--- Your goal ---
Set the listing down unchanged, minus every embedded image.

------ Supplied material

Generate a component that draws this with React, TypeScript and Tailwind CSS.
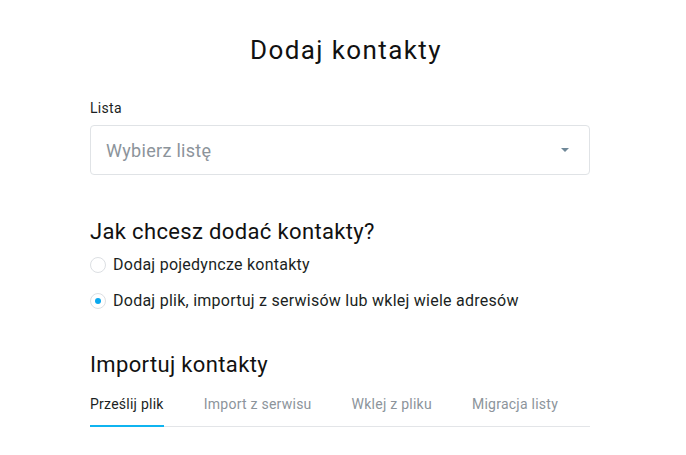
import React, { useState } from 'react';

const tabs = ['Prześlij plik', 'Import z serwisu', 'Wklej z pliku', 'Migracja listy'];

const Radio = ({ checked, label, onClick }: { checked: boolean; label: string; onClick: () => void }) => (
  <label onClick={onClick} className="flex items-center gap-[7px] cursor-pointer">
    <span className="w-4 h-4 rounded-full border border-[#dcdfe3] bg-white flex items-center justify-center">
      {checked && <span className="w-[6px] h-[6px] rounded-full bg-[#0aa8ee]" />}
    </span>
    <span className="text-[16px] text-[#1b1f23] tracking-[0.25px]">{label}</span>
  </label>
);

export default function App() {
  const [mode, setMode] = useState(1);
  const [tab, setTab] = useState(0);

  return (
    <div className="w-[686px] h-[455px] bg-white overflow-hidden" style={{ fontFamily: 'Roboto, "Noto Sans", sans-serif' }}>
      <div className="w-[500px] ml-[90px] flex flex-col">
        <h1 className="text-[26px] tracking-[1.4px] text-[#111] text-center mt-[33px] pl-[12px] leading-[34px]">Dodaj kontakty</h1>

        <div className="mt-[31px] text-[14px] tracking-[0.3px] text-[#1b1f23] leading-[20px]">Lista</div>
        <div className="mt-[7px] h-[50px] border border-[#e0e3e6] rounded-[4px] flex items-center justify-between pl-[15px] pr-[20px]">
          <span className="text-[18px] tracking-[0.3px] text-[#8c949b]">Wybierz listę</span>
          <svg width="8" height="4" viewBox="0 0 8 4"><path d="M0 0h8L4 4z" fill="#6f8898" /></svg>
        </div>

        <h2 className="mt-[42px] text-[22px] tracking-[0.35px] text-[#111] leading-[30px]">Jak chcesz dodać kontakty?</h2>
        <div className="mt-[6px] flex flex-col gap-[12px]">
          <Radio checked={mode === 0} label="Dodaj pojedyncze kontakty" onClick={() => setMode(0)} />
          <Radio checked={mode === 1} label="Dodaj plik, importuj z serwisów lub wklej wiele adresów" onClick={() => setMode(1)} />
        </div>

        <h2 className="mt-[37px] text-[22px] tracking-[0.35px] text-[#111] leading-[30px]">Importuj kontakty</h2>
        <div className="mt-[14px] flex gap-[40px] border-b border-[#e3e5e8]">
          {tabs.map((t, i) => (
            <button
              key={t}
              onClick={() => setTab(i)}
              className={`pb-[11px] text-[14px] tracking-[0.25px] leading-[20px] -mb-px border-b-2 ${
                tab === i ? 'text-[#1b1f23] border-[#0fb4f0]' : 'text-[#8c949b] border-transparent'
              }`}
            >
              {t}
            </button>
          ))}
        </div>
      </div>
    </div>
  );
}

------------

--- Solution for this exercise ---
Generate a component that draws this with React, TypeScript and Tailwind CSS.
import React, { useState } from 'react';

const tabs = ['Prześlij plik', 'Import z serwisu', 'Wklej z pliku', 'Migracja listy'];

const Radio = ({ checked, label, onClick }: { checked: boolean; label: string; onClick: () => void }) => (
  <label onClick={onClick} className="flex items-center gap-[7px] cursor-pointer">
    <span className="w-4 h-4 rounded-full border border-[#dcdfe3] bg-white flex items-center justify-center">
      {checked && <span className="w-[6px] h-[6px] rounded-full bg-[#0aa8ee]" />}
    </span>
    <span className="text-[16px] text-[#1b1f23] tracking-[0.25px]">{label}</span>
  </label>
);

export default function App() {
  const [mode, setMode] = useState(1);
  const [tab, setTab] = useState(0);

  return (
    <div className="w-[686px] h-[455px] bg-white overflow-hidden" style={{ fontFamily: 'Roboto, "Noto Sans", sans-serif' }}>
      <div className="w-[500px] ml-[90px] flex flex-col">
        <h1 className="text-[26px] tracking-[1.4px] text-[#111] text-center mt-[33px] pl-[12px] leading-[34px]">Dodaj kontakty</h1>

        <div className="mt-[31px] text-[14px] tracking-[0.3px] text-[#1b1f23] leading-[20px]">Lista</div>
        <div className="mt-[7px] h-[50px] border border-[#e0e3e6] rounded-[4px] flex items-center justify-between pl-[15px] pr-[20px]">
          <span className="text-[18px] tracking-[0.3px] text-[#8c949b]">Wybierz listę</span>
          <svg width="8" height="4" viewBox="0 0 8 4"><path d="M0 0h8L4 4z" fill="#6f8898" /></svg>
        </div>

        <h2 className="mt-[42px] text-[22px] tracking-[0.35px] text-[#111] leading-[30px]">Jak chcesz dodać kontakty?</h2>
        <div className="mt-[6px] flex flex-col gap-[12px]">
          <Radio checked={mode === 0} label="Dodaj pojedyncze kontakty" onClick={() => setMode(0)} />
          <Radio checked={mode === 1} label="Dodaj plik, importuj z serwisów lub wklej wiele adresów" onClick={() => setMode(1)} />
        </div>

        <h2 className="mt-[37px] text-[22px] tracking-[0.35px] text-[#111] leading-[30px]">Importuj kontakty</h2>
        <div className="mt-[14px] flex gap-[40px] border-b border-[#e3e5e8]">
          {tabs.map((t, i) => (
            <button
              key={t}
              onClick={() => setTab(i)}
              className={`pb-[11px] text-[14px] tracking-[0.25px] leading-[20px] -mb-px border-b-2 ${
                tab === i ? 'text-[#1b1f23] border-[#0fb4f0]' : 'text-[#8c949b] border-transparent'
              }`}
            >
              {t}
            </button>
          ))}
        </div>
      </div>
    </div>
  );
}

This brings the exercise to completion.